On prefix operators
This post will contain more navel-gazing
pontificating
of minor implementation
details -
apparently that is the ink in my
pen these days. The
topic is prefix operators, which allow us to write -x
. Even in
math, these lead to exciting debates about the precise meaning of
expressions such as -2²
- should it be interpreted as (-2)²
or
-(2²)
? In programming we could of course avoid such confusion if we
were smart enough to just use Lisp, but we’re not. So quick quiz: in
C, should - 2+2
be interpreted as -(2+2)
or (-2)+2
Turns out it’s
the latter. Generally, the rule is that prefix operators bind more
tightly than binary infix operators. (Except ->
, if you consider
that to be an infix operator.)
Alright, so we might not be smart enough to use Lisp, but what if we
are smart enough to use a lambda calculus-derived functional language,
where function application is written with juxtaposition? When f x
is an application of f
to x
, then surely there is no need to
distinguish prefix operators from ordinary functions? Unfortunately,
we are not so lucky. Due to backwards compatibility with centuries of
mathematical convention, we use the symbol -
to mean both negation
and subtraction. This creates ambiguities. Should f -x
be viewed
as (f) - (x)
or f (-x)
? Unless you have a very fancy type system,
only one of these is likely to be type-correct (although even with a
fancy type system, only one of these is going to be what you want).
So could we use type information to resolve the ambiguity? Perhaps,
but I would like to be able to parse a program in the absence of type
information. Mixing the phases of a compiler tends to confuse both
humans and machines. Standard ML was brave enough to simply use a
different symbol for negation (~
), but I am too much of a coward to
make the same choice for Futhark.
But the ambiguities are not the only problem. It is also very
convenient (and common) to write -sin(x)
and have it be parsed as
-(sin(x))
rather than (-sin)(x)
. This means prefix operators are
syntactically not just functions - they have less binding power.

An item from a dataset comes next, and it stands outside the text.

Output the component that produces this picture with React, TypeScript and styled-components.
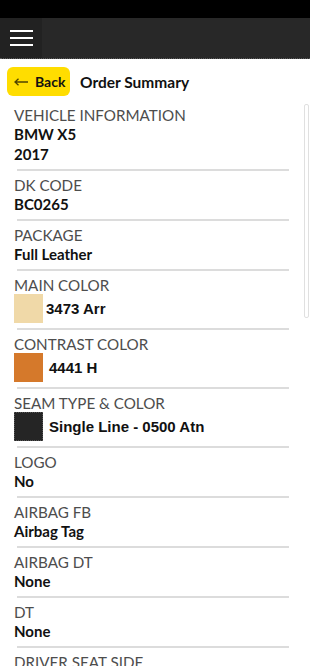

Could we disambiguate with whitespace, such that -sin(x)
means
(-sin)(x)
and - sin(x)
means -(sin(x))
? It’s technically
feasible, and whitespace-based disambiguation is used elsewhere in
Futhark,
but requiring a space after negation goes against common convention.
Since our desire to support conventional notation is the reason we are
in this mess in the first place, a solution that goes against
convention is not a solution at all. Hence, we must support prefix
operators with special productions and terminals in our grammar.
User-defined operators
Futhark supports user-defined infix operators:
let (x,y) ++ (a,b) = (x+a,y+b)
This is done by lexically distinguishing alphanumeric identifiers
and symbolic operators, just like in Haskell, OCaml, and F#. What
about user-defined prefix operators? In principle we can define
some rules that lexically distinguish prefix operators from infix
operators. F# has a rather elaborate
scheme,
which defines repeated sequences of !
and ~
to be prefix
operators, as well as operators with names prefixed by ~
when
defining (but not using!) them. Futhark used to have a slightly
simplified form of this, that only supported the repeated !
s and
~
s. I don’t think it was ever used. Why would you really want a
function called !!!!
?
Recently I decided, motivated by a bug in prefix operator
parsing, that this
stuff is in the category of language details that nobody enjoys
learning, and nobody wants to remember. The ~
operator (bitwise
negation) had already been unified with !
some time ago, and I
decided that -
and !
might as well be the only prefix operators
that we support. This lets us handle them specially in the parser and
AST, rather than having a more complicated generic scheme.
Since basically no Futhark code found in the wild defines prefix
operators, I thought this would be an almost invisible change.
However, I had forgotten that the builtin prelude itself defines
functions called !
in the modules for numeric types:
type t
val ! : t -> t
These have been renamed to not
, to match the already existing neg
.
I do worry a little about confusion between numeric negation (neg
)
and logical/bitwise negation (not
), especially as they have the same
type.
While the ability to definite new prefix operators has been removed
from the language, what about overloading the remaining ones? Well,
for now, Futhark does not allow any user-defined overloading at all,
but it is certainly something we hope to add in the future. In
Haskell, the -
prefix operator is translated to a call to the
negate
method in the Num
type class, which is then resolved using
the normal instance resolution mechanisms. We would presumably do it
the same way in Futhark. While it is a bit magical that -
becomes
negate
, such are the compromises needed when you are neither smart
enough to just use Lisp, nor brave enough to just use Standard ML.